Indonesia, home to the world’s largest Muslim population, passed a landmark law on sexual abuse on Tuesday, marking a victory for women’s groups and President Joko Widodo after years of opposition from religious conservatives.
“This is a gift to all Indonesian women and the people of Indonesia,” said parliamentary speaker Puan Maharani, as she wiped a tear from her eyes.
The Criminal Acts of Sexual Violence Law makes Indonesia among the first Muslim-majority nations to have a dedicated law on sexual offenses, which has generally been considered a private matter. Some Islamist parties had held up the legislative process for the past six years.
Jokowi, as the president is known, in January made the final push for the law in response to rising public concern over Indonesia’s lack of legal redress for cases of sexual abuse, many of which had surfaced during the pandemic.
The law allows immediate action be taken on sexual harassment cases based on a single piece of evidence, down from three, said Willy Aditya, deputy chairman of the parliament’s legislative body. But it was watered down from the initial version to win over more conservative lawmakers, including omitting a line requiring parties in a sexual act to give their consent, which critics argued supports extramarital sex and homosexuality, he said.
The approval may bode well for the ruling Indonesian Democratic Party of Struggle, which may name Maharani as their candidate for the 2024 presidential elections, said Indikator analyst Bawono Kumoro. It will boost the popularity of parties that support the bill, especially from women, he said.
The law won support from all factions, including the Islamist Social Justice Party that previously opposed it.

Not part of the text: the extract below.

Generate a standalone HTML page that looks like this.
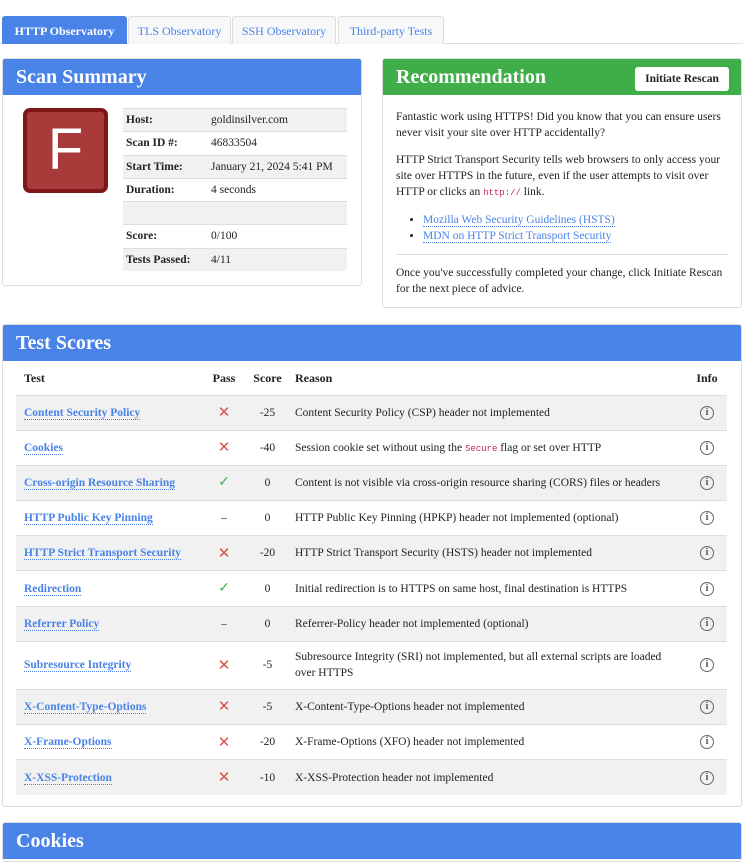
<!DOCTYPE html>
<html><head><meta charset="utf-8"><style>
*{box-sizing:border-box;margin:0;padding:0}
body{width:743px;height:842px;overflow:hidden;background:#fff;font-family:"Liberation Serif",serif;font-size:12px;color:#222;position:relative}
.abs{position:absolute}
.tab{position:absolute;top:16px;height:28px;border:1px solid #ddd;border-bottom:none;background:#f8f8f8;color:#4a83e8;font-size:12px;text-align:center;line-height:28px;border-radius:3px 3px 0 0}
.card{position:absolute;border:1px solid #ddd;border-radius:3px;background:#fff;overflow:hidden}
.hd{height:36px;background:#4a83e8;color:#fff;font-weight:bold;font-size:20px;line-height:36px;padding-left:13px}
.st{position:absolute;left:123px;width:224px}
.st div{height:23.3px;line-height:23px;border-top:1px solid #ddd;padding-left:3px;font-size:11.5px}
.st div:nth-child(odd){background:#f1f1f1}
.st b{display:inline-block;width:85px}
a{color:#4a83e8;text-decoration:none;border-bottom:1px dotted #4a83e8}
table{border-collapse:collapse;position:absolute;left:16px;top:362px;width:711px}
td,th{font-size:11.5px;padding:0 4px}
th{text-align:left;height:33px;font-size:12px}
tbody tr{height:35.2px;border-top:1px solid #ddd}
tbody tr:nth-child(odd){background:#f1f1f1}
td.l a{font-weight:bold}
td.c{text-align:center}
.x{color:#d9534f;font-size:15px}
.ok{color:#3fae49;font-size:14px}
.i{display:inline-block;width:14px;height:14px;border:1.3px solid #666;border-radius:50%;font-size:10px;line-height:11px;text-align:center;color:#555;font-weight:bold}
code{font-family:"Liberation Mono",monospace;font-size:9px;color:#c7254e}
p{margin:0 0 11px}
</style></head><body>
<div class="abs" style="left:0;top:43px;width:743px;height:1px;background:#ddd"></div>
<div class="tab" style="left:2px;width:125px;background:#4a83e8;color:#fff;font-weight:bold;border-color:#4a83e8">HTTP Observatory</div>
<div class="tab" style="left:128px;width:103px">TLS Observatory</div>
<div class="tab" style="left:232px;width:104px">SSH Observatory</div>
<div class="tab" style="left:338px;width:106px">Third-party Tests</div>

<div class="card" style="left:2px;top:58px;width:360px;height:228px">
<div class="hd">Scan Summary</div>
<div class="abs" style="left:20px;top:49px;width:85px;height:85px;background:#a83a3a;border:4px solid #7f1717;border-radius:7px;color:#fff;font-family:'Liberation Sans',sans-serif;font-size:58px;text-align:center;line-height:76px">F</div>
<div class="st" style="left:120px;top:49px">
<div><b>Host:</b>goldinsilver.com</div>
<div><b>Scan ID #:</b>46833504</div>
<div><b>Start Time:</b>January 21, 2024 5:41 PM</div>
<div><b>Duration:</b>4 seconds</div>
<div>&nbsp;</div>
<div><b>Score:</b>0/100</div>
<div><b>Tests Passed:</b>4/11</div>
</div>
</div>

<div class="card" style="left:382px;top:58px;width:360px;height:250px">
<div class="hd" style="background:#3fae49">Recommendation</div>
<div class="abs" style="left:252px;top:8px;width:94px;height:24px;background:#fff;border-radius:3px;font-weight:bold;font-size:11.5px;text-align:center;line-height:24px;color:#222">Initiate Rescan</div>
<div style="padding:14px 13px 0 13px;font-size:11.5px;line-height:16px">
<p>Fantastic work using HTTPS! Did you know that you can ensure users never visit your site over HTTP accidentally?</p>
<p>HTTP Strict Transport Security tells web browsers to only access your site over HTTPS in the future, even if the user attempts to visit over HTTP or clicks an <code>http://</code> link.</p>
<ul style="padding-left:27px;margin-bottom:10px"><li><a>Mozilla Web Security Guidelines (HSTS)</a></li><li><a>MDN on HTTP Strict Transport Security</a></li></ul>
<div style="border-top:1px solid #ddd;margin-bottom:10px"></div>
<p>Once you've successfully completed your change, click Initiate Rescan for the next piece of advice.</p>
</div>
</div>

<div class="card" style="left:2px;top:324px;width:740px;height:483px">
<div class="hd">Test Scores</div>
</div>
<table>
<thead><tr><th style="width:188px;padding-left:8px">Test</th><th style="width:40px;text-align:center">Pass</th><th style="width:47px;text-align:center">Score</th><th>Reason</th><th style="width:40px;text-align:center">Info</th></tr></thead>
<tbody>
<tr><td class="l" style="padding-left:8px"><a>Content Security Policy</a></td><td class="c x">✕</td><td class="c">-25</td><td>Content Security Policy (CSP) header not implemented</td><td class="c"><span class="i">i</span></td></tr>
<tr><td class="l" style="padding-left:8px"><a>Cookies</a></td><td class="c x">✕</td><td class="c">-40</td><td>Session cookie set without using the <code>Secure</code> flag or set over HTTP</td><td class="c"><span class="i">i</span></td></tr>
<tr><td class="l" style="padding-left:8px"><a>Cross-origin Resource Sharing</a></td><td class="c ok">✓</td><td class="c">0</td><td>Content is not visible via cross-origin resource sharing (CORS) files or headers</td><td class="c"><span class="i">i</span></td></tr>
<tr><td class="l" style="padding-left:8px"><a>HTTP Public Key Pinning</a></td><td class="c">–</td><td class="c">0</td><td>HTTP Public Key Pinning (HPKP) header not implemented (optional)</td><td class="c"><span class="i">i</span></td></tr>
<tr><td class="l" style="padding-left:8px"><a>HTTP Strict Transport Security</a></td><td class="c x">✕</td><td class="c">-20</td><td>HTTP Strict Transport Security (HSTS) header not implemented</td><td class="c"><span class="i">i</span></td></tr>
<tr><td class="l" style="padding-left:8px"><a>Redirection</a></td><td class="c ok">✓</td><td class="c">0</td><td>Initial redirection is to HTTPS on same host, final destination is HTTPS</td><td class="c"><span class="i">i</span></td></tr>
<tr><td class="l" style="padding-left:8px"><a>Referrer Policy</a></td><td class="c">–</td><td class="c">0</td><td>Referrer-Policy header not implemented (optional)</td><td class="c"><span class="i">i</span></td></tr>
<tr style="height:48px"><td class="l" style="padding-left:8px"><a>Subresource Integrity</a></td><td class="c x">✕</td><td class="c">-5</td><td style="line-height:16px">Subresource Integrity (SRI) not implemented, but all external scripts are loaded over HTTPS</td><td class="c"><span class="i">i</span></td></tr>
<tr><td class="l" style="padding-left:8px"><a>X-Content-Type-Options</a></td><td class="c x">✕</td><td class="c">-5</td><td>X-Content-Type-Options header not implemented</td><td class="c"><span class="i">i</span></td></tr>
<tr><td class="l" style="padding-left:8px"><a>X-Frame-Options</a></td><td class="c x">✕</td><td class="c">-20</td><td>X-Frame-Options (XFO) header not implemented</td><td class="c"><span class="i">i</span></td></tr>
<tr><td class="l" style="padding-left:8px"><a>X-XSS-Protection</a></td><td class="c x">✕</td><td class="c">-10</td><td>X-XSS-Protection header not implemented</td><td class="c"><span class="i">i</span></td></tr>
</tbody></table>

<div class="card" style="left:2px;top:822px;width:740px;height:40px"><div class="hd">Cookies</div></div>
</body></html>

Recent high-profile cases of abuse had triggered widespread anger and added political pressure to Jokowi and parliament to act. One such case involved multiple instances of rape by the owner of an Islamic boarding school in West Java. Another one was related to a teacher in Central Java who molested 15 female students in return for good grades.
Violence against women jumped over 50% in Indonesia to 338,496 cases in 2021, according to data compiled by the National Commission on Violence Against Women. Data collection was disrupted in the first year of the pandemic, which meant cases in 2020 were likely higher than reported, according to the commission.
We suspect the pandemic lockdowns “contributed to the jump in reported cases last year, although it is difficult to confidently say this without a thorough investigation,” said commission head Andy Yentriyani.
The situation prompted Nadiem Makarim, a minister overseeing several briefs including education, to take more direct action against sexual harassment. In November, he issued a decree to protect university students from sexual crimes, a move that was criticized by the same groups that opposed the law.
“This has been a long wait for the victims – the Indonesian women, the disabled and children who are victims of sexual predators who had been able to get away all this time,” Aditya said at the plenary session. “It is the only law that sides with the victims.”